Materials provided -
##############################
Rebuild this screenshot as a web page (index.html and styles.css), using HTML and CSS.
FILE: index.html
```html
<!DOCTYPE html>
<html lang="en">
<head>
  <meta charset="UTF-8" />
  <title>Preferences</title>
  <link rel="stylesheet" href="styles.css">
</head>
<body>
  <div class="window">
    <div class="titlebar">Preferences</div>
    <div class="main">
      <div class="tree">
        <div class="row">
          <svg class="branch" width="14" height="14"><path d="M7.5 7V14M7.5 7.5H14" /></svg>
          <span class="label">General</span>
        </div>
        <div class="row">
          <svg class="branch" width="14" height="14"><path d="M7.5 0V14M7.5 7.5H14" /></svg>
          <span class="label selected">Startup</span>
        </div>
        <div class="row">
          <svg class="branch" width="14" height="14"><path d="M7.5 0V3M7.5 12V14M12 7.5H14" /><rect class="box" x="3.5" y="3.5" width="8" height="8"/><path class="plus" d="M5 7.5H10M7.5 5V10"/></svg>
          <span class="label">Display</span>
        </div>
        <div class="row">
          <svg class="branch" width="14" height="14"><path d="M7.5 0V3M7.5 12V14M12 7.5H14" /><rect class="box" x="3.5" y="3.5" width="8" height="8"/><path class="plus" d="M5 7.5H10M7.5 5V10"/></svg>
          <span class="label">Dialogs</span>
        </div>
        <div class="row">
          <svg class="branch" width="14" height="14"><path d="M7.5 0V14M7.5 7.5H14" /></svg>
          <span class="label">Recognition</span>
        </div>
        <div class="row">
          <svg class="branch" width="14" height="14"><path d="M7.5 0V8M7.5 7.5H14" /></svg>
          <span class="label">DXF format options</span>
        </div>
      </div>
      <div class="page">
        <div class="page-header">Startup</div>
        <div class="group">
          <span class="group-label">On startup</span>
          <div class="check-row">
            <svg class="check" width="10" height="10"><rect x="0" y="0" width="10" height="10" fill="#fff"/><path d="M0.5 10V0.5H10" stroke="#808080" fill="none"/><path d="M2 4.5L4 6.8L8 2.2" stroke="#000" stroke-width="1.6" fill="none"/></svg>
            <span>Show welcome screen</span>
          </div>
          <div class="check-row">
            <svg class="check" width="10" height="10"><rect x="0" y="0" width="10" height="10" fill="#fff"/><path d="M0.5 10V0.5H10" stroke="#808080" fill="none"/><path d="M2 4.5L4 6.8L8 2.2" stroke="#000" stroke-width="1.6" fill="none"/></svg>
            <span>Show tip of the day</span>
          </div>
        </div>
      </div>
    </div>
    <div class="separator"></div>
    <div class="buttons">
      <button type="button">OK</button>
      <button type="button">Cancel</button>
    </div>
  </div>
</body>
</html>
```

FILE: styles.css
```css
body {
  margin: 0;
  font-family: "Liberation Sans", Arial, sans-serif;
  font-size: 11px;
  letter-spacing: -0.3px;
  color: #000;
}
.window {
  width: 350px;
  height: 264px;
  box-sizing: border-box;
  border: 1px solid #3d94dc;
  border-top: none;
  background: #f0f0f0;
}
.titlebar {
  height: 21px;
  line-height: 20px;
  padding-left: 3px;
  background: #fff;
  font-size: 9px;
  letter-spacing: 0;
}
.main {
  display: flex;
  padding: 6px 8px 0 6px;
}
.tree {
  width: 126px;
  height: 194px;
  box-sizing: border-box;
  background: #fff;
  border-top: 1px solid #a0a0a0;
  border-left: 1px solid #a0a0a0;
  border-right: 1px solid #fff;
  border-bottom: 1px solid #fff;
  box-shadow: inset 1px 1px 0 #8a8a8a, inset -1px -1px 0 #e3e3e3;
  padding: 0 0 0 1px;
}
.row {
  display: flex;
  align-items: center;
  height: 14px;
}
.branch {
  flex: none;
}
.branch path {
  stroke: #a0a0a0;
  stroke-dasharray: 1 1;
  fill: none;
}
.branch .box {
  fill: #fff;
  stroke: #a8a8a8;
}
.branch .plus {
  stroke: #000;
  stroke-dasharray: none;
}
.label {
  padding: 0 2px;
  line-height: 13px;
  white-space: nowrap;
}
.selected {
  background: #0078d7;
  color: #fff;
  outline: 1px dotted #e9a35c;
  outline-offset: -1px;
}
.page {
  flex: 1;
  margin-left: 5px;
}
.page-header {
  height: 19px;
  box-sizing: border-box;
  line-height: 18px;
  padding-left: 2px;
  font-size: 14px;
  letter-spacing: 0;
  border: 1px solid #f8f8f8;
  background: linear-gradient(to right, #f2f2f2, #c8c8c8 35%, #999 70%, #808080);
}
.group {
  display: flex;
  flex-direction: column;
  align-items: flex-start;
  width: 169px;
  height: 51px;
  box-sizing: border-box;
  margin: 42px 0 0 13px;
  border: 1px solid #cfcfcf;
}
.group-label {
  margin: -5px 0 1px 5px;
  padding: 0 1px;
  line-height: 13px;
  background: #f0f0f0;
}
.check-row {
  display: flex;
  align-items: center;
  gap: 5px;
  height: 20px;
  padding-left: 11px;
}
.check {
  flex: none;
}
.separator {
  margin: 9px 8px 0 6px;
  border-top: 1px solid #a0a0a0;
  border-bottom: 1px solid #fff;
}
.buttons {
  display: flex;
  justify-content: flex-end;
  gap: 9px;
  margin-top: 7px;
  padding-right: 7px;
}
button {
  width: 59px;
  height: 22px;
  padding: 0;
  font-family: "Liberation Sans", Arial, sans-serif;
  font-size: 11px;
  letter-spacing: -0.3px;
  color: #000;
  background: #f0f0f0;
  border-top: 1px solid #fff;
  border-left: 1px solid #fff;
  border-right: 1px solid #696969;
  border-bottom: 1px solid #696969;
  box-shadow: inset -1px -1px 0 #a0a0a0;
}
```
##############################
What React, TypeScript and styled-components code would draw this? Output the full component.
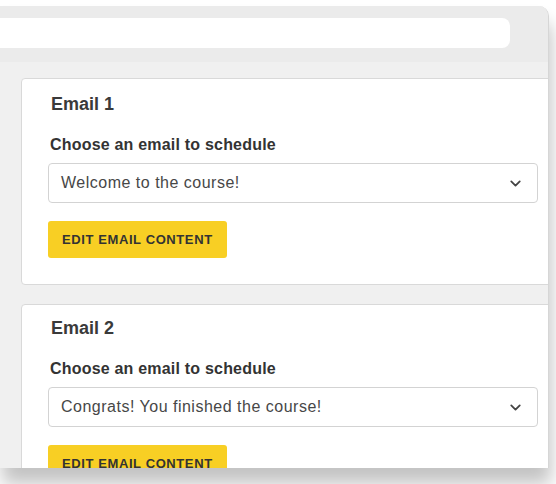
##############################
Task statement -
Locate the lines above that hold the word "page". Show every one of them.

Reply to the task -
Rebuild this screenshot as a web page (index.html and styles.css), using HTML and CSS.
      <div class="page">
        <div class="page-header">Startup</div>
.page {
.page-header {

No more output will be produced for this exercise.